Hail Mary in Limerick Today

The AIARG conference wrapped up yesterday (my solo presentation went well and the audience was enthusiastic).

I stayed over to experience Limerick (again — Dave and I took a brief stop here in 2003 to see the castle).

Experience Limerick I have. The city gets lots and lots of rain. Today started with sun and intermittent but brief showers.

I admired the River Shannon, wandered the Medieval district, and stepped into Mary’s Cathedral for the end of a Sunday service. I enjoy Protestant services because they include women as primary leaders. I need that and I wish the Catholic Church would get with it. When I was six I wanted to be a priest. The Catholic Church wasn’t ready to accept my contribution. I invested my life’s energies in teach through architecture instead of through theology. I find that, like theology, making architecture requires hope, faith, and expressions of truth and beauty.

Leaving Mary’s Cathedral I headed toward Mary’s church. It seems there are redundant versions (Catholic and Protestant) of churches dedicated to many of the same saints here in Limerick. There are many, many fine church buildings here.

Sadly, the Mary Church was not open though it glowed merrily in the sun’s rays. For a minute. Then all Hail broke out.
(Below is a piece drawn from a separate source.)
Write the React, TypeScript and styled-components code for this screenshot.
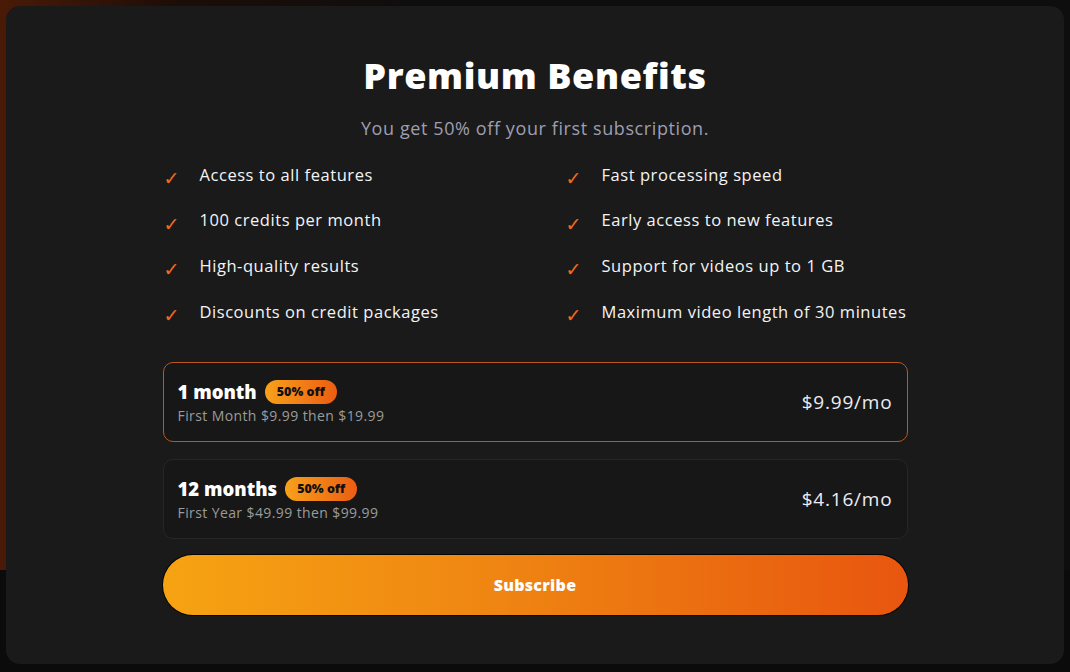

I continued wandering on King’s Island in the hail until the the wind and pellets conquered me.

Soaked, I turned back to a corner pub. I sit here warming myself and attempting to dry, Bulmer’s and iPhone blog app in hand. They had no hot drinks but hot whiskey! The radio is blasting weather reports. The resounding “I’m a Believer” brightened the sprits of all the men huddled at the bar, and me!

“I Feel Good” is jazzing us up now….


  1. So, I guess Mary has a little of the Irish in her if she directed you to a pub that only serves hot whiskey. Next time, have one for me too!




  2. Having visited my ancestral homeland twice, I am reliving my experiences through you.
    Thank you for the trip down memory lane in Limmerick. In Spring of 1969, the rains flooded the cobblestone streets and splashed up my legs as I scurried about. But I went on to Blarney and although no one was around I climbed up to kiss the polished stone – ’twas quite a day! Bobby Kennedy was shot that day and as I made my way back to Dublin, the distrought natives shared the news with me. ‘Twas a sad day indeed! And more happened too. One day I may write a book on that fatefull day.

    Question: How did you celebrate my namesake’s day, St. Brigid’s Day?



    1. Glad to hear you’re here reading and enjoying the blog! My great-grandmother was born in Ireland and she was named for this saint as well. Thankfully, St. Bridget is a patron saint if scholars and will hopefully therefore forgive that I spent her entire birthday writing. I didn’t realize I was missing a party!



    2. On second thought, February 1 was Friday, so I did take the day to celebrate. I visited the National Museum, toured Number 29 Georgian House Museum, and strolled the beautiful streets of Dublin. (I wrote all the surrounding days.)